Roberto Lipari e l’arte gentile di raccontarsi
C’è un tipo di comicità che non urla, non forza, non cerca la battuta a tutti i costi. È quella che si muove in punta di piedi, che ti accompagna per mano dentro storie personali fino a renderle, in qualche modo, anche tue. Lo spettacolo di Roberto Lipari appartiene a questa categoria.

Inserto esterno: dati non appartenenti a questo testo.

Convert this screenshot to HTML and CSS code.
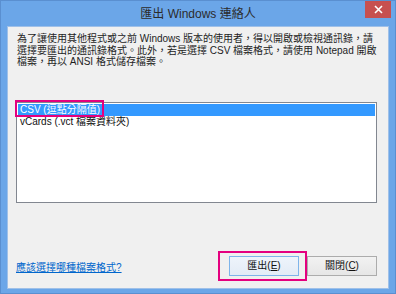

Sul palco, Lipari si è raccontato con estrema naturalezza, senza filtri: la sua infanzia, la famiglia, il nonno, i genitori, la moglie, il percorso scolastico, le porte chiuse in faccia, fino ad arrivare al presente, alla conduzione di “Striscia la Notizia”. Un racconto in prima persona che non è mai autoreferenziale, ma che diventa specchio, memoria condivisa, spunto di riflessione.
Non posso dire di essermi sentita travolta dall’emozione. Eppure, in quella narrazione asciutta e sincera, ho colto messaggi che meritano attenzione: il valore della famiglia, l’importanza di conservare i ricordi, la tenacia nel costruirsi un futuro, e perfino – tra le righe – un accenno, timido ma necessario, contro la guerra.
C’è poi un elemento stilistico che riconosco e apprezzo particolarmente: la sua scrittura circolare. Quel modo di costruire un racconto che sembra andare avanti ma poi ritorna, con nuovi significati, al punto da cui è partito. È una cifra che si ritrova anche nei suoi film, e che personalmente continuo a cercare ogni volta che scelgo di seguirlo, a seconda della tematica che desidero mi sorprenda.
Roberto Lipari non cerca lo spettacolo che abbaglia, ma quello che resta. Anche quando non emoziona fino in fondo, riesce comunque a lasciare una traccia. E in tempi in cui l’ironia sembra spesso diventare sarcasmo, la sua delicatezza è già di per sé un atto di coraggio.